Через полчаса по отпуске рабочих предчувствие сбылось. Явился Семен с слезливым рассказом происшествия, которому он старался придать важный уголовный характер.

— Все это хорошо, но чего же ты наконец хочешь?

— Я, батюшка, ничего не хочу. Как мы вашей милости служили и худа никакого не делали, а кто худо сделает, тому и в ответе состоять, я им сам, по простоте, говорил: вы, мол, лучше до большого не доводите; не доводите, мол, лучше до большого, а помиритесь. Так нет. Он мне ничего. Я хоть бы их речи послушал. Так ничего.

— Да ведь это потому, что ты с них требуешь двадцать рублей. Сам подумай, где же им (ты знаешь, у них недавно лошадь украли) взять столько денег?

— А зачем было до этого доводить? Мы тут не причиной. Мы как худа никакого не делали, так поделом вору и мука.

— Да ведь ты же знаешь сам, что это вышло не с сердцов, а нечаянно?

— Нечаянно, точно нечаянно. Я и говорю им: эх, не доводите, мол, до большого, а то ведь он вон куда пойдет! Может, парень-то век не работник. Я уж вашу милость трудить хотел, отпустите Фильку-то ко двору. Что же ему тут лежать без дела?

— Нет, ты об этом не проси. У тебя его лечить не будут, а тут лечить будут. Пусть полежит здесь, а ты лучше помирись с Ивановым отцом, да только не проси, чего он дать не может.

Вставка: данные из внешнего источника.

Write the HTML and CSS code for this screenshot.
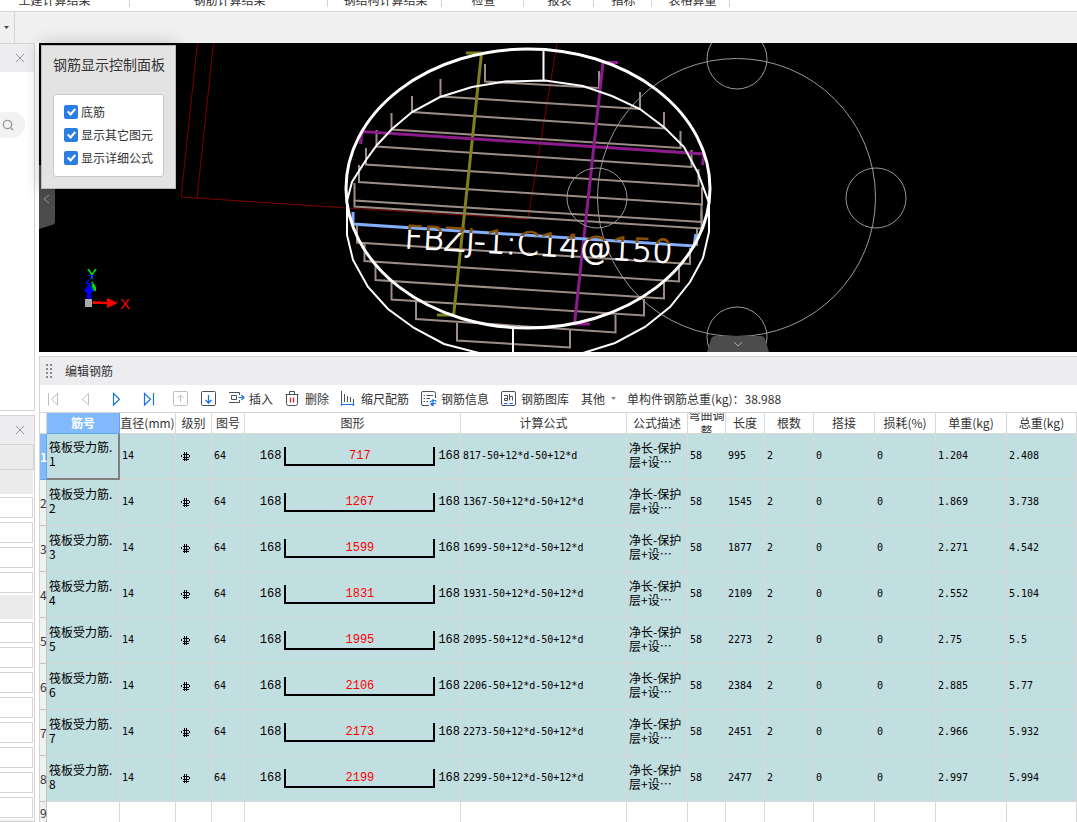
FILE: index.html
```html
<!DOCTYPE html>
<html lang="zh-CN">
<head>
<meta charset="utf-8">
<title>编辑钢筋</title>
<link rel="stylesheet" href="styles.css">
</head>
<body>
<svg class="defs" aria-hidden="true">
  <symbol id="grade" viewBox="0 0 10 10"><path d="M1.500 2.500H8M0.500 3V5M8.500 3V5M1.500 5.500H8M1.500 7.500H7.500M3.500 0V9M5.500 0V9"/></symbol>
  <symbol id="close" viewBox="0 0 10 10"><path d="M1 1L9 9M9 1L1 9"/></symbol>
</svg>

<header class="ribbon">
  <span class="tab tab-civil">土建计算结果</span>
  <span class="tab tab-rebar">钢筋计算结果</span>
  <span class="tab tab-steel">钢结构计算结果</span>
  <span class="tab tab-check">检查</span>
  <span class="tab tab-report">报表</span>
  <span class="tab tab-index">指标</span>
  <span class="tab tab-sheet">表格算量</span>
</header>
<div class="band"><button class="band-drop" aria-label="展开"><svg width="5" height="3" viewBox="0 0 5 3"><path d="M0 0H5L2.500 3Z" fill="#444"/></svg></button></div>

<div class="workspace">
  <aside class="side">
    <section class="side-panel side-top">
      <div class="side-head"><button class="close" aria-label="关闭"><svg><use href="#close"/></svg></button></div>
      <button class="search" aria-label="搜索"><svg width="12" height="12" viewBox="0 0 12 12" fill="none" stroke="#999" stroke-width="1.300"><circle cx="5.500" cy="5.500" r="4.200"/><path d="M8.500 8.500L11 11"/></svg></button>
    </section>
    <section class="side-panel side-props">
      <div class="side-head"><button class="close" aria-label="关闭"><svg><use href="#close"/></svg></button></div>
      <div class="prop-head"></div>
      <div class="prop-group"></div>
      <div class="prop-fields"><input aria-label="属性1"><input aria-label="属性2"><input aria-label="属性3"><input aria-label="属性4"></div>
      <div class="prop-group"></div>
      <div class="prop-fields"><input aria-label="属性5"><input aria-label="属性6"><input aria-label="属性7"><input aria-label="属性8"><input aria-label="属性9"><input aria-label="属性10"><input aria-label="属性11"><input aria-label="属性12"></div>
      <div class="prop-group"></div>
    </section>
  </aside>

  <main class="main">
    <section class="scene">
      <svg class="drawing" viewBox="39 43 1038 309" preserveAspectRatio="xMinYMin slice" fill="none">
        <defs><linearGradient id="labelFill" gradientUnits="userSpaceOnUse" x1="0" y1="-23" x2="0" y2="0"><stop offset="0.200" stop-color="#8a5208"/><stop offset="0.200" stop-color="#fff"/></linearGradient></defs>
        <g stroke="#800000">
          <path d="M197.500 43L181 197L347 208L528 219L557 43M213.500 43L197 198"/>
        </g>
        <g stroke="#9c8d86" stroke-width="2">
          <path d="M485 64V81.500L599 88V71"/>
          <path d="M440.500 79V96.500L640 109V92"/>
          <path d="M412 96V112L664 128.500V112"/>
          <path d="M391.500 113V129.500L680.500 148V131"/>
          <path d="M376.500 130V146.500L691.500 167V150"/>
          <path d="M366 148V164.500L698.500 186V169"/>
          <path d="M359 165V182L702 204.500V187"/>
          <path d="M354.500 183V200.500L701.500 222V204"/>
          <path d="M354.500 200V206.500L701.500 228.500V210"/>
          <path d="M357 226V242.500L690 264V248"/>
          <path d="M364.500 244V261L679 281.500V266"/>
          <path d="M375.500 262V280L664 298.500V282"/>
          <path d="M391.500 282V299.500L644 315.500V299"/>
          <path d="M416 301V319L615.500 332.500V315"/>
          <path d="M457 323V340.500L570 347.500V330"/>
          <path d="M697 229V246"/>
        </g>
        <g stroke="#80801c" stroke-width="3"><path d="M466 53H482M481.500 53L453.500 316M437 315H454"/></g>
        <g stroke="#8c1b8c" stroke-width="3"><path d="M618 62.500H603L574.500 324H590M360.500 144L362 131.500L704 154L702.500 165"/></g>
        <g stroke="#999">
          <circle cx="736.500" cy="197.500" r="139"/>
          <circle cx="737" cy="59" r="30"/><circle cx="876" cy="198" r="30"/><circle cx="737" cy="337" r="30"/><circle cx="597" cy="198" r="30"/>
        </g>
        <path d="M353 212V224L694 246L696 234" stroke="#82b0ff" stroke-width="3"/>
        <g stroke="#fff" stroke-width="2">
          <path d="M505 81.500L545 80.500L583 86L612 96L640 109L665 128L684 147L698 173L709 203V232L703 258L690 282L670 307L645 327L615 343L583 353L550 358H500L475 352L444 344L414 328L388 309L368 287L353 260L347 235V201L352 182L366 160L377 145L392 129L412 112L440 97L472 87Z"/>
          <path d="M543.500 50V81M513 328V352"/>
        </g>
        <ellipse cx="528" cy="188.500" rx="182" ry="139.500" stroke="#fff" stroke-width="3"/>
        <text class="rebar-label" transform="translate(404 248) rotate(3.200)" fill="url(#labelFill)" stroke="url(#labelFill)">FBZJ-1:C14@150</text>
        <g class="axes">
          <path d="M92 281L96 287L95 291H91Z" fill="#0a0"/>
          <path d="M92 282L95 288V291" stroke="#0f0" stroke-width="1.500"/>
          <path d="M89 283L84 291L87 293V300H91V293L94 291Z" fill="#00f"/>
          <path d="M85 299H92V307H85Z" fill="#aaa"/>
          <path d="M93 301L107 302V298L118 303L107 308V304L93 304Z" fill="#f00"/>
          <text x="87" y="279" fill="#0f0" class="axis-y">Y</text>
          <text x="86" y="284" fill="#00f" class="axis-z">Z</text>
          <text x="120" y="309" fill="#f00" class="axis-x">X</text>
        </g>
      </svg>
      <button class="handle-left" aria-label="收起"><svg width="16" height="64" viewBox="0 0 16 64"><path d="M0 0H12Q16 1 16 5V56Q16 59 13 60L0 64Z" fill="#4c4c4c"/><path d="M10 30L5 34L10 38" fill="none" stroke="#999"/></svg></button>
      <button class="handle-bottom" aria-label="收起"><svg width="62" height="16" viewBox="0 0 62 16"><path d="M0 16L4 3Q5 0 8 0H54Q57 0 58 3L62 16Z" fill="#4c4c4c"/><path d="M27 6L31 10L35 6" fill="none" stroke="#aaa"/></svg></button>
      <div class="popup">
        <h2>钢筋显示控制面板</h2>
        <div class="popup-box">
          <label><input type="checkbox" checked>底筋</label>
          <label><input type="checkbox" checked>显示其它图元</label>
          <label><input type="checkbox" checked>显示详细公式</label>
        </div>
      </div>
    </section>

    <section class="editor">
      <div class="editor-title"><svg width="8" height="16" viewBox="0 0 8 16" fill="#888"><path d="M1 1h2v2h-2zM5 1h2v2h-2zM1 5h2v2h-2zM5 5h2v2h-2zM1 9h2v2h-2zM5 9h2v2h-2zM1 13h2v2h-2zM5 13h2v2h-2z"/></svg>编辑钢筋</div>
      <div class="toolbar">
        <div class="tools">
          <button class="nav" aria-label="首条" disabled><svg width="16" height="16" viewBox="0 0 16 16" stroke="#bfbfbf"><path d="M3.500 2V14.500M12.500 2.500V14L6.500 8.250Z"/></svg></button>
          <button class="nav" aria-label="上一条" disabled><svg width="16" height="16" viewBox="0 0 16 16" stroke="#bfbfbf"><path d="M11.500 2.500V14L5.500 8.250Z"/></svg></button>
          <button class="nav" aria-label="下一条"><svg width="16" height="16" viewBox="0 0 16 16" stroke="#1a73e8" stroke-width="1.200"><path d="M4.500 2.500V14L10.500 8.250Z"/></svg></button>
          <button class="nav" aria-label="末条"><svg width="16" height="16" viewBox="0 0 16 16" stroke="#1a73e8" stroke-width="1.200"><path d="M3.500 2.500V14L9.500 8.250ZM12.500 2V14.500"/></svg></button>
          <button class="nav" aria-label="上移" disabled><svg width="16" height="16" viewBox="0 0 16 16" stroke="#bfbfbf"><rect x="0.500" y="0.500" width="14" height="14" rx="1"/><path d="M7.500 11V4M4.500 7L7.500 4L10.500 7"/></svg></button>
        </div>
        <button class="nav nav-down" aria-label="下移"><svg width="16" height="16" viewBox="0 0 16 16" stroke="#4a4f5c"><rect x="0.500" y="0.500" width="14" height="14" rx="1"/><path d="M7.500 4V12M4.500 9L7.500 12L10.500 9" stroke="#1a73e8" stroke-width="1.300"/></svg></button>
        <div class="commands">
          <button><svg width="16" height="16" viewBox="0 0 16 16" stroke="#4a4f5c"><path d="M0 1.500H10.500V4M2.500 4.500H7.500V8.500H2.500ZM0 11.500H10.500V9"/><path d="M9.500 6.500H15M12.500 4L15 6.500L12.500 9" stroke="#1a73e8" stroke-width="1.200"/></svg>插入</button>
          <button><svg width="16" height="16" viewBox="0 0 16 16" stroke="#4a4f5c"><path d="M0.500 3.500H13.500M4.500 3V0.500H9.500V3M1.500 3.500V12.500Q1.500 14.500 3.500 14.500H10.500Q12.500 14.500 12.500 12.500V3.500"/><path d="M5.500 6.500V11.500M8.500 6.500V11.500" stroke="#e0222a" stroke-width="1.300"/></svg>删除</button>
          <button><svg width="16" height="16" viewBox="0 0 16 16" stroke="#4a4f5c"><path d="M0.500 0V11M3.500 3V11M6.500 5V11M9.500 6V11M12.500 8V11"/><path d="M0.500 11V15M12.500 11V15M0.500 13.500H12.500" stroke="#1a73e8" stroke-width="1.200"/></svg>缩尺配筋</button>
          <button><svg width="16" height="16" viewBox="0 0 16 16" stroke="#4a4f5c"><path d="M8 14.500H2Q0.500 14.500 0.500 13V2Q0.500 0.500 2 0.500H12.500Q14.500 0.500 14.500 2.500V7M2.500 4.500H4M5.500 4.500H12M2.500 7.500H4M5.500 7.500H9M2.500 10.500H4M5.500 10.500H7"/><path d="M12 8V15M9 11L11.500 9.500H14Q15 9.500 15 11M15 12.500H9.500M9.500 12.500L11.500 14.500" stroke="#1a73e8" stroke-width="1.200"/></svg>钢筋信息</button>
          <button><svg width="16" height="16" viewBox="0 0 16 16" stroke="#4a4f5c"><rect x="0.500" y="0.500" width="14" height="14" rx="1.500"/><path d="M3 4.500H6.500V9.500H3.500V7.500H6.500M8.500 3V9.500M8.500 5.500H11.500V9.500"/><path d="M3 12.500H6.500M8.500 12.500H12" stroke="#1a73e8" stroke-width="1.200"/></svg>钢筋图库</button>
          <button class="other">其他<svg width="5" height="3" viewBox="0 0 5 3"><path class="caret" d="M0 0H5L2.500 3Z" fill="#888"/></svg></button>
        </div>
        <span class="total">单构件钢筋总重(kg)：38.988</span>
      </div>
      <div class="grid">
      <table>
        <colgroup><col class="c-row"><col class="c-name"><col class="c-dia"><col class="c-grade"><col class="c-fig"><col class="c-shape"><col class="c-formula"><col class="c-desc"><col class="c-bend"><col class="c-len"><col class="c-count"><col class="c-lap"><col class="c-loss"><col class="c-unit"><col></colgroup>
        <thead><tr><th></th><th class="active">筋号</th><th>直径(mm)</th><th>级别</th><th>图号</th><th>图形</th><th>计算公式</th><th>公式描述</th><th><div class="wrap">弯曲调整</div></th><th>长度</th><th>根数</th><th>搭接</th><th>损耗(%)</th><th>单重(kg)</th><th>总重(kg)</th></tr></thead>
        <tbody>
          <tr class="current"><th>1</th><td class="name">筏板受力筋.<br>1</td><td>14</td><td><svg class="grade"><use href="#grade"/></svg></td><td>64</td><td class="figure"><div class="shape"><span>168</span><b>717</b><span>168</span></div></td><td>817-50+12*d-50+12*d</td><td class="desc">净长-保护<br>层+设…</td><td>58</td><td>995</td><td>2</td><td>0</td><td>0</td><td>1.204</td><td>2.408</td></tr>
          <tr><th>2</th><td class="name">筏板受力筋.<br>2</td><td>14</td><td><svg class="grade"><use href="#grade"/></svg></td><td>64</td><td class="figure"><div class="shape"><span>168</span><b>1267</b><span>168</span></div></td><td>1367-50+12*d-50+12*d</td><td class="desc">净长-保护<br>层+设…</td><td>58</td><td>1545</td><td>2</td><td>0</td><td>0</td><td>1.869</td><td>3.738</td></tr>
          <tr><th>3</th><td class="name">筏板受力筋.<br>3</td><td>14</td><td><svg class="grade"><use href="#grade"/></svg></td><td>64</td><td class="figure"><div class="shape"><span>168</span><b>1599</b><span>168</span></div></td><td>1699-50+12*d-50+12*d</td><td class="desc">净长-保护<br>层+设…</td><td>58</td><td>1877</td><td>2</td><td>0</td><td>0</td><td>2.271</td><td>4.542</td></tr>
          <tr><th>4</th><td class="name">筏板受力筋.<br>4</td><td>14</td><td><svg class="grade"><use href="#grade"/></svg></td><td>64</td><td class="figure"><div class="shape"><span>168</span><b>1831</b><span>168</span></div></td><td>1931-50+12*d-50+12*d</td><td class="desc">净长-保护<br>层+设…</td><td>58</td><td>2109</td><td>2</td><td>0</td><td>0</td><td>2.552</td><td>5.104</td></tr>
          <tr><th>5</th><td class="name">筏板受力筋.<br>5</td><td>14</td><td><svg class="grade"><use href="#grade"/></svg></td><td>64</td><td class="figure"><div class="shape"><span>168</span><b>1995</b><span>168</span></div></td><td>2095-50+12*d-50+12*d</td><td class="desc">净长-保护<br>层+设…</td><td>58</td><td>2273</td><td>2</td><td>0</td><td>0</td><td>2.75</td><td>5.5</td></tr>
          <tr><th>6</th><td class="name">筏板受力筋.<br>6</td><td>14</td><td><svg class="grade"><use href="#grade"/></svg></td><td>64</td><td class="figure"><div class="shape"><span>168</span><b>2106</b><span>168</span></div></td><td>2206-50+12*d-50+12*d</td><td class="desc">净长-保护<br>层+设…</td><td>58</td><td>2384</td><td>2</td><td>0</td><td>0</td><td>2.885</td><td>5.77</td></tr>
          <tr><th>7</th><td class="name">筏板受力筋.<br>7</td><td>14</td><td><svg class="grade"><use href="#grade"/></svg></td><td>64</td><td class="figure"><div class="shape"><span>168</span><b>2173</b><span>168</span></div></td><td>2273-50+12*d-50+12*d</td><td class="desc">净长-保护<br>层+设…</td><td>58</td><td>2451</td><td>2</td><td>0</td><td>0</td><td>2.966</td><td>5.932</td></tr>
          <tr><th>8</th><td class="name">筏板受力筋.<br>8</td><td>14</td><td><svg class="grade"><use href="#grade"/></svg></td><td>64</td><td class="figure"><div class="shape"><span>168</span><b>2199</b><span>168</span></div></td><td>2299-50+12*d-50+12*d</td><td class="desc">净长-保护<br>层+设…</td><td>58</td><td>2477</td><td>2</td><td>0</td><td>0</td><td>2.997</td><td>5.994</td></tr>
          <tr class="blank"><th>9</th><td></td><td></td><td></td><td></td><td></td><td></td><td></td><td></td><td></td><td></td><td></td><td></td><td></td><td></td></tr>
        </tbody>
      </table>
      </div>
    </section>
  </main>
</div>
</body>
</html>
```
FILE: styles.css
```css
* { box-sizing: border-box; }
body {
  margin: 0;
  height: 100vh;
  display: flex;
  flex-direction: column;
  overflow: hidden;
  background: #fff;
  color: #333;
  font: 12px/16px "Noto Sans CJK SC", sans-serif;
}
button { border: 0; padding: 0; background: none; color: inherit; font: inherit; display: flex; align-items: center; justify-content: center; }
.defs { position: absolute; width: 0; height: 0; }

.ribbon { flex: none; display: flex; align-items: flex-end; height: 12px; overflow: hidden; border-bottom: 1px solid #d9d9d9; padding-bottom: 4px; }
.tab { flex: none; height: 16px; line-height: 18px; text-align: center; border-right: 1px solid #d4d4d4; white-space: nowrap; }
.tab-civil { width: 130px; padding-right: 20px; }
.tab-rebar { width: 198px; padding-left: 2px; }
.tab-steel { width: 114px; padding-left: 2px; }
.tab-check { width: 82px; padding-left: 2px; }
.tab-report { width: 70px; padding-left: 2px; }
.tab-index { width: 58px; padding-left: 2px; }
.tab-sheet { width: 78px; padding-left: 4px; }

.band { flex: none; height: 31px; background: #f0f0f0; }
.band-drop { width: 15px; height: 31px; padding-right: 2px; border-right: 1px solid #d4d4d4; }

.workspace { flex: 1; min-height: 0; display: flex; gap: 4px; }
.side { flex: none; width: 35px; display: flex; flex-direction: column; gap: 4px; }
.side-panel { border: 1px solid #d4d4d4; border-left: 0; background: #fff; }
.side-top { flex: none; height: 368px; }
.side-props { flex: 1; min-height: 0; overflow: hidden; }
.side-head { height: 28px; background: #ededf0; display: flex; align-items: center; justify-content: flex-end; padding-right: 9px; }
.close svg { width: 10px; height: 10px; stroke: #999; }
.search { width: 25px; height: 26px; margin-top: 40px; padding-right: 9px; background: #f2f2f2; border-radius: 0 13px 13px 0; }
.prop-head { height: 26px; background: #ebebeb; border: 1px solid #d4d4d4; border-left: 0; }
.prop-group { height: 24px; background: #ebebeb; margin-right: 1px; }
.prop-fields { display: flex; flex-direction: column; gap: 4px; padding: 3px 1px 2px 0; }
.prop-fields input { width: 100%; height: 21px; border: 1px solid #d4d4d4; border-left: 0; padding: 0; background: #fff; }

.main { flex: 1; min-width: 0; display: flex; flex-direction: column; gap: 4px; }
.scene { flex: none; height: 309px; position: relative; background: #000; }
.drawing { display: block; width: 100%; height: 100%; overflow: hidden; }
.rebar-label { font: 32px "DejaVu Sans", sans-serif; font-weight: 200; stroke-width: 1px; }
.axis-y { font: 15px "Liberation Sans", sans-serif; }
.axis-z { font: italic 13px "Liberation Sans", sans-serif; }
.axis-x { font: 15px "Liberation Sans", sans-serif; }
.handle-left { position: absolute; left: 0; top: 122px; }
.handle-bottom { position: absolute; left: 668px; bottom: 0; }
.popup { position: absolute; left: 2px; top: 2px; width: 135px; height: 144px; padding: 9px 11px; background: #e3e3e3; border: 1px solid #b9bbbb; box-shadow: 0 0 16px rgba(0, 0, 0, 0.25); }
.popup h2 { margin: 0 0 21px; font-size: 14px; line-height: 18px; font-weight: 400; white-space: nowrap; }
.popup-box { height: 83px; width: 111px; padding: 5px 10px; background: #fff; border: 1px solid #c9c9c9; border-radius: 3px; }
.popup label { display: flex; align-items: center; gap: 3px; height: 23px; white-space: nowrap; }
.popup input { appearance: none; position: relative; flex: none; width: 14px; height: 14px; margin: 0; border-radius: 2px; background: #2b7de1; }
.popup input::after { content: ""; position: absolute; left: 5px; top: 2px; width: 4px; height: 8px; box-sizing: content-box; width: 3px; height: 6px; border: solid #fff; border-width: 0 2px 2px 0; transform: rotate(42deg); }

.editor { flex: 1; min-height: 0; display: flex; flex-direction: column; border-top: 1px solid #d4d4d4; border-left: 1px solid #d4d4d4; overflow: hidden; }
.editor-title { flex: none; display: flex; align-items: center; gap: 12px; height: 28px; padding-left: 5px; background: #ededf0; }
.toolbar { flex: none; display: flex; align-items: center; height: 28px; padding-left: 1px; border-bottom: 1px solid #d4d4d4; white-space: nowrap; }
.toolbar svg { fill: none; flex: none; }
.tools { display: flex; gap: 8px; }
.nav { width: 24px; height: 24px; }
.nav-down { margin-left: 4px; }
.commands { display: flex; gap: 12px; margin-left: 8px; }
.commands button { gap: 4px; height: 24px; }
.commands .other { gap: 6px; }
.total { margin-left: 11px; }

.grid { flex: 1; min-height: 0; overflow: hidden; }
table { width: 100%; table-layout: fixed; border-collapse: separate; border-spacing: 0; }
.c-row { width: 7px; }
.c-name { width: 73px; }
.c-dia { width: 56px; }
.c-grade { width: 36px; }
.c-fig { width: 33px; }
.c-shape { width: 216px; }
.c-formula { width: 166px; }
.c-desc, .c-lap, .c-loss { width: 61px; }
.c-bend { width: 38px; }
.c-len { width: 39px; }
.c-count { width: 49px; }
.c-unit { width: 71px; }
th, td { padding: 0; border-right: 1px solid #d9d9d9; border-bottom: 1px solid #d9d9d9; font-weight: 400; white-space: nowrap; }
thead th { height: 21px; line-height: 16px; text-align: center; }
thead .active { background: #80b9fc; color: #fff; font-weight: 700; border-color: #62a4f2; }
.wrap { display: flex; align-items: center; height: 20px; overflow: hidden; white-space: normal; }
tbody td { height: 46px; padding: 0 2px 2px; background: #c1dee0; color: #000; font: 10px/14px "DejaVu Sans Mono", monospace; }
tbody th { background: #f0f0f0; border-color: #c4c4c4; text-align: center; }
tbody .name, tbody .desc { padding: 0 2px 4px; font: 12px/14px "Noto Sans CJK SC", sans-serif; }
tbody .figure { padding: 0 0 1px; }
.current th { background: #80b9fc; color: #fff; font-weight: 700; border-color: #62a4f2; }
.current .name { border-right: 2px solid #808080; border-bottom: 2px solid #808080; }
.grade { display: block; width: 10px; height: 10px; margin: 2px 0 0 3px; fill: none; stroke: #000; shape-rendering: crispEdges; }
.shape { display: flex; align-items: center; justify-content: flex-end; gap: 3px; font: 12px/14px "Liberation Mono", monospace; }
.shape b { width: 151px; height: 19px; border: 2px solid #000; border-top: 0; color: #f00; font-weight: 400; text-align: center; line-height: 19px; }
.blank td, .blank th { height: 22px; background: #fff; }
.blank th { background: #f0f0f0; }
```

— Мы, значит, как никакого худа не делали, no-Божьи жили, то, значит, всяк должен по худым делам в ответе быть.

— Ну, брат, я думал, ты ко мне за делом, а ты пришел лясы точить. Мне некогда. Ступай, ищи себе расправы помимо меня. Я хотел тебе доброе слово сказать, а ты все свое. Ступай.

— Мы к вашей милости. Вот что: как вы нас рассудите, так тому делу и быть.

— Вот это хорошо. Ну, слушай. К кому ты пойдешь? К посреднику? Мне кажется, он в это дело не войдет. Это не его часть. К становому? Ну как ему вас рассудить? Штраф — это мы с тобой выдумали; а какой в законе за это денежный штраф? Надо наказать Ивана, ну, накажут, да ты гнешь с него деньги получить, а тебе какая корысть, что ему дадут двадцать пять розог. Так или нет?

— Так, батюшка, истинная правда. Так как мы худа никакого…

— Но этим не кончится. Если становой по правде рассудит, то надо и твоего Фильку наказать. Он первый начал на работе дурачиться, да потом и сам хватил Ивана в ухо. Вот и суд весь. А впрочем, попробуй.

— Как ваша милость рассудит, так не замай и будет.

— Прекрасно. Я рассуждаю так. Пусть Иванов отец тебе заплатит три рубля. Хоть и это ему тяжело, но что ж делать, когда грех случился?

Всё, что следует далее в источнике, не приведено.